Trigger warning: Body image, food issues, eating disorders.
I'll preface this by saying that I've always been of pretty average size. Not thin, not large. But, I grew up in a family with quite a few distorted views of food, and body image.
My grandmother, who was 90lbs/size zero-to-two, and four foot eleven for most of her life, was obsessed with staying small. I watched her portion out tiny amounts of food, splitting one-half of a restaurant meal into five or six "meals", and complain loudly about her nonexistant thighs.
On the other side was my mom, who is taller with a large frame and has been (in her words) overweight for most of her life. I don't mean for the following to sound as though I'm policing her choices, this is just what I saw, and it caused me some real confusion in terms of how to eat: She would eat bags of chips as meals, skip breakfast and lunch, get up in the middle of the night and eat full boxes of cookies, or eat big plates of buttered noodles and nothing else for days at a time. So it was either eat nothing, or eat something non-nutritive.

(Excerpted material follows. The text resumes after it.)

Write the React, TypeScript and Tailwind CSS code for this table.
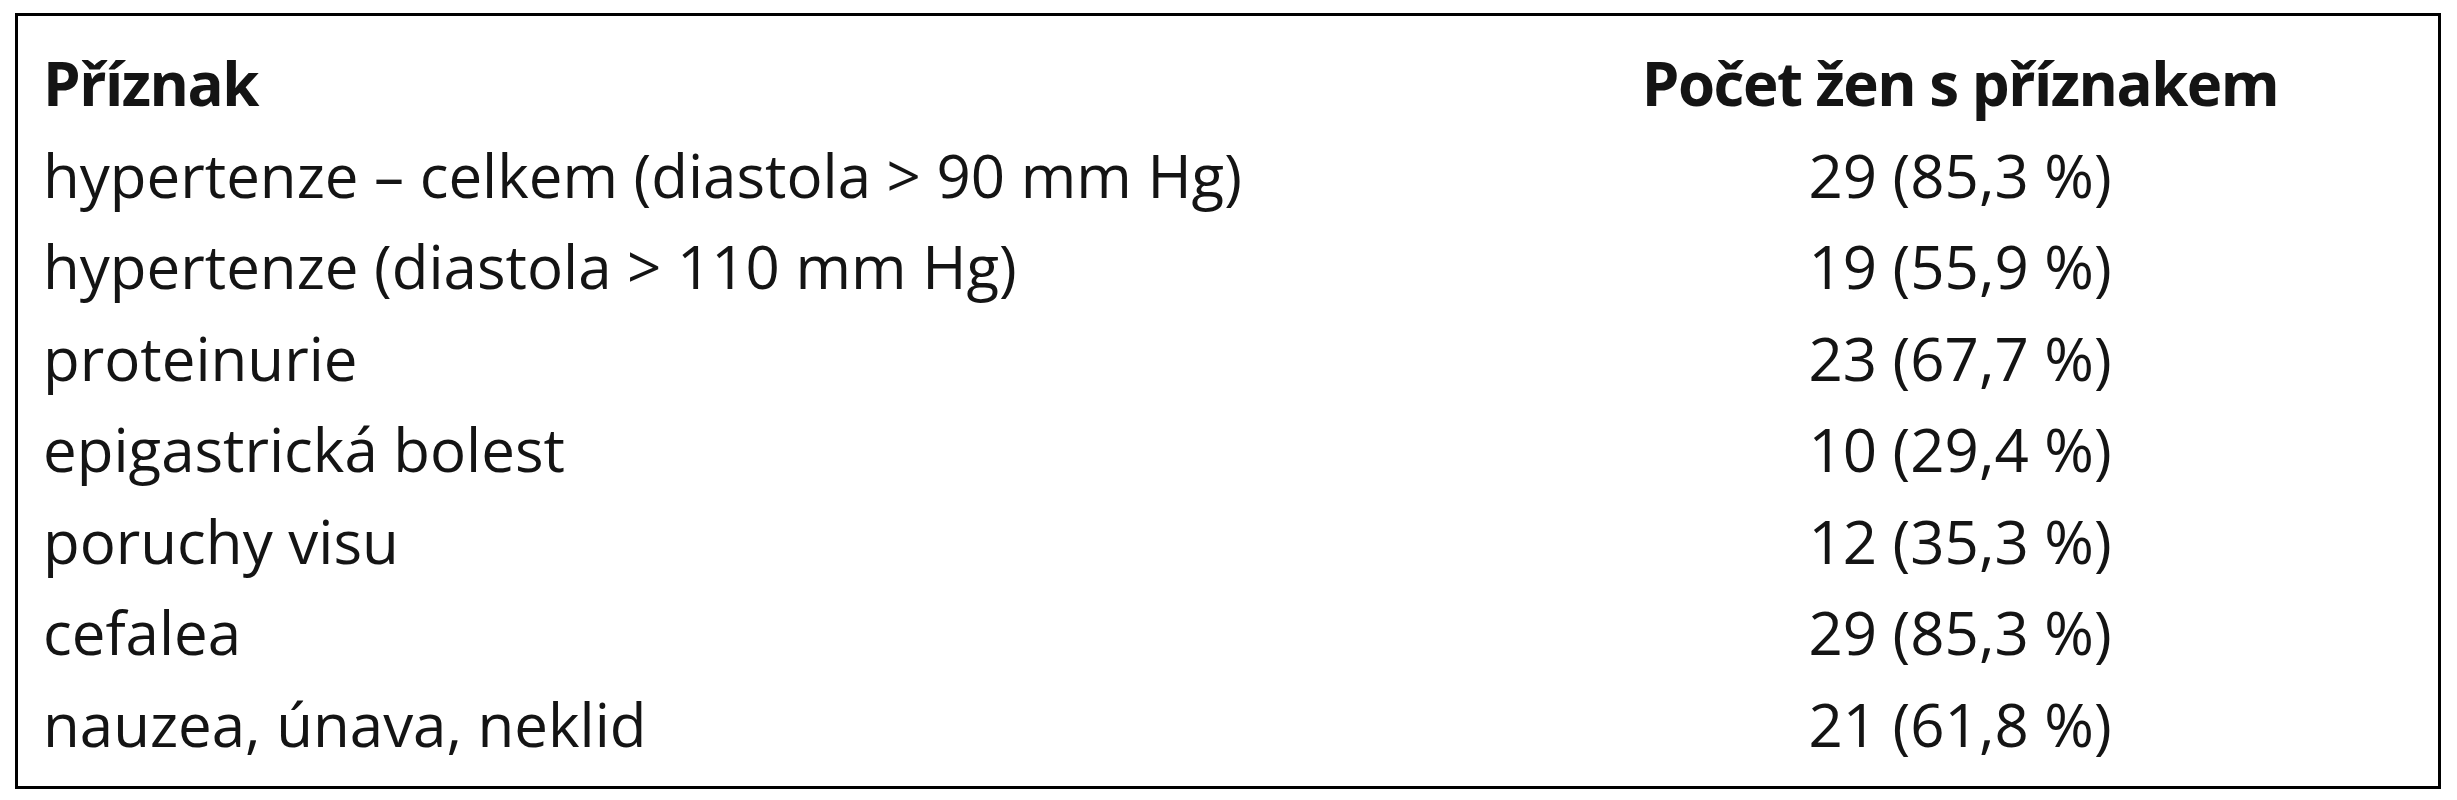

My grandmother, when she wasn't beating herself up for her own body, was doing it to me, my mom, or strangers on the street. She'd routinely lean over to me or my grandfather when she saw larger people in public and say scathing things about how "homely" "unsightly" and "sad" they were. My mom got this kind of scrutiny for years, and she started in on me when I had a chubby stage pre-puberty. She told me repeatedly that I should be embarrassed for having to shop in the "plus" section in kids clothing, that I was going to turn out like my mom if I wasn't careful, and no one would want me. (Yeah, my mom was widowed at this point. I'm sorry, but fuck you for that, grandmother.) I once saw her almost take delight at describing how "big" my mom was to a saleswoman at the mall when she was trying to buy some pants for her one Christmas. I was mortified.
In addition to this, no really one cooked in my house growing up. My mom was always pretty depressed and disinterested (gosh, I wonder why) and my grandma didn't do it either. I started fending for myself 90% of the time around age 9 or 10. Around this time was when I made the connection that if I cook for myself, I control what I eat, and I could make myself lose weight. I got obsessed with dieting around the onset of junior high school, and watched my weight fluctuate up and down for years as a result. In retrospect, it was probably awful for my metabolism to restrict myself a lot at that age. I wasn't in sports, but I started exercising every day at home and counted calories mercilessly. The comments about my weight stopped when I had shrunk to a size 3, but came back when I hit "real" puberty and my hips and chest grew.
High school and early college, I would cycle between strict dieting and total abandonment of taking care of myself. It was either "I am only allowed protein and vegetables" or I was eating fast food 6 days a week, usually for just the one meal a day I ate when I was really depressed. I have fluctuated between a size 4 and a 10 within just a few months of each other as a direct result.
Regardless of my overall size, it's just not healthy approach at all. I can't keep living like it's feast or famine. Right now I do think I have a more reasonable view, but I've been sedentary for 6 months after throwing my shoulder out at the beginning of this past summer, and I have been eating tons of convenience foods while in school. I've developed allergies to wheat and I suspect dairy as well, so I need to be more cautious, but I'm typically not. I feel sluggish, I drink too much coffee, my skin is dull, and I retain water like crazy, I know that stress and bad nutrition are taking their toll.
The best I have ever felt in my life physically was when I was on a strict paleo diet, but that just feels a bit like disordered eating too in retrospect, because I imposed so many rules on myself, and it really consumed my life while I was doing it.
I know this got a little rambly, but if anybody has experience with this, I'd love to hear your thoughts. I just want to have a rational approach to food and physical activity, and not be stuck in a cycle of constantly berating myself into thinness and then self sabotaging.